Aneta i Adam opuścili swoje mieszkanie w nocy z 20 na 21 maja. Od tego czasu nie nawiązali z nikim kontaktu. Ostatnią wiadomością pozostawioną przez małżeństwo był list skierowany do dwójki nastoletnich synów: "Chłopcy, jesteście dzielni. Poradzicie sobie w życiu. Jesteśmy z was dumni". Mimo odnalezienia pary - które ogłoszono 21 czerwca - nadal nie wiadomo, jakie były motywy ich zaginięcia. Po tym, jak zniknęli, sąsiedzi opowiedzieli o niepokojących zachowaniach, jakie zaobserwowali u małżeństwa.
To najprawdopodobniej sąsiedzi widzieli małżeństwo z Mokotowa po raz ostatni. Jedna z kobiet, mieszkająca w tym samym bloku, miała natknąć się na nich 21 maja około godziny 6 rano. - To było w niedzielę z samego rana. Wychodziłam akurat z psem. Wpuszczałam ich do klatki, bo mówili, że zgubili brelok do domofonu. Potem widziałam, jak wyszli i poszli w stronę centrum. Więcej ich nie widziałam - powiedziała w rozmowie z Onetem kobieta. To właśnie sąsiedzi zdradzili o rodzinie najwięcej, niekiedy sprzecznych, informacji.

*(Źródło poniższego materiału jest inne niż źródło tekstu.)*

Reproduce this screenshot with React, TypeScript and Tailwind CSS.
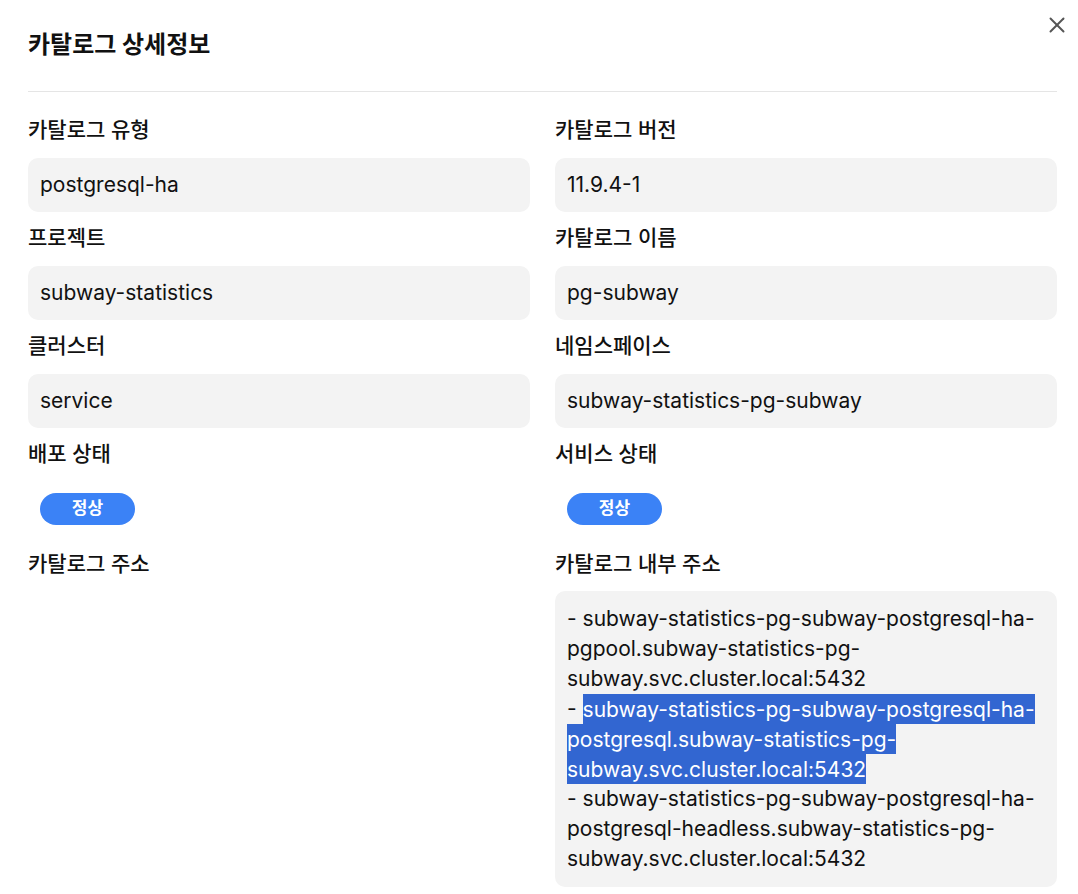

Niektórzy opowiadali o spokojnej, cichej i pozbawionej agresji rodzinie. Inni z kolei wspominali o awanturach i głośnych krzykach. - Wielokrotnie słyszeliśmy krzyki, hałasy i wulgaryzmy oraz trzaskanie drzwiami. Czasami to wyglądało tak, jakby pan Adam był sam w mieszkaniu, walił drzwiami bez opamiętania i krzyczał do siebie. To było przerażające - przekazała reporterom "Super Expressu" sąsiadka, mieszkająca kilka pięter wyżej.
Inna z kobiet opowiedziała historię, która wydarzyła się na tydzień przed zaginięciem pary. Sąsiadka przyznała, że zachowanie małżeństwa wydało jej się bardzo podejrzane. - Wydaje mi się, że dość sporadycznie wychodzili z mieszkania. Na pewno częściej wychodziła ta kobieta, to fakt. Jednak jedna rzecz mnie zastanawiała, nie mówiłam o tym nikomu wcześniej. Tydzień przed ich zaginięciem widziałam ich przed blokiem, na podwórku. Siedzieli na murku, mieli kaptury zarzucone na głowę. Rozmawiali. Szeptali do siebie. Być może omawiali szczegóły ucieczki... Byli trochę tajemniczy, trochę przerażający - twierdziła w rozmowie z dziennikiem.
Funkcjonariusze policji z Wydziału Poszukiwań i Identyfikacji Osób KSP udali się w minioną sobotę do czeskiej Pragi, gdzie ustalili miejsce pobytu zaginionych. W zlokalizowaniu małżeństwa mieli pomagać także czescy funkcjonariusze. - Nasi policjanci rozmawiali z małżeństwem. Stosowana dokumentacja zostanie przekazana do prokuratury oraz sądu. Po analizie będą podejmowane dalsze czynności. Dla nas w tej chwili priorytetem jest dobro małoletnich. Dlatego to jest nasz jedyny komentarz do sprawy - powiedział w rozmowie z PAP nadkomisarz Sylwester Marczak, rzecznik Komendanta Stołecznego Policji.